I have not been keeping up with boost lately, does this apply to the
tests that I did? Have you repeated them with the new version? If so
what where the results?
Before I got distracted I had a go at writing a hybrid PP/template fold
algorithm which used the BOOST_PP_FOLD_* to unroll.
The idea is that you can define your function as a macro and use it to
create the final algorithm template class by passing it to the
PP/template hybrid fold macro. Doing it this way also allows the
algorithm instantiated by the macro to be the one best optimised for the
compiler in use.

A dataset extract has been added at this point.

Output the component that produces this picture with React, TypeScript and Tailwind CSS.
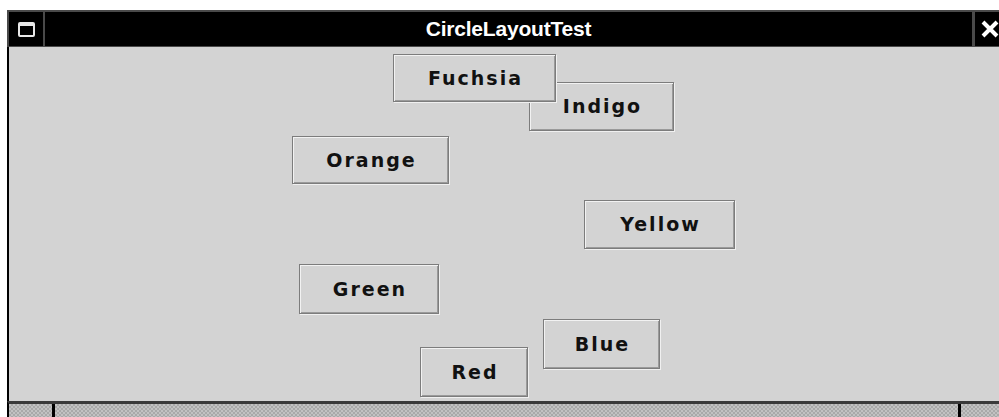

It could also include specialisations for different
container types and iterator types.
I don't like having to use PP in this way as it complicates writing
algorithms. count_if for instance ends up being:
Firstly a function defined as a macro which itself expands to a template
which will do the work...
#define BOOST_MPL_COUNT_IF_OP( Depth, State, Value ) \
BOOST_MPL_PP_TEMPLATE( ( \
integral_c< unsigned long, State::value + \
( apply< Predicate, Value >::type::value ) > \
) ) \
/**/
Followed by macro instantiation which creates the template class for the
algorithm
BOOST_MPL_FOLD_FORWARD_S_T(
count_if, // Name of class to create
1, (Predicate), // Template arg count and arg names
BOOST_MPL_PP_TEMPLATE( (
integral_c< unsigned long, 0 > // Initial value
) ),
BOOST_MPL_COUNT_IF_OP ) // Function
The _S in BOOST_MPL_FOLD_FORWARD_S_T indicates that an initial state is
to be provided as a macro argument (otherwise it will be added as the
first template argument).
The _T indicates that typename should be used on the result of the
function if a type is required. This is needed as some functions will
need it and some wont (eg. x<y> won't but x<y>::type will). typename
can't go in the function macro as it is only needed in some cases.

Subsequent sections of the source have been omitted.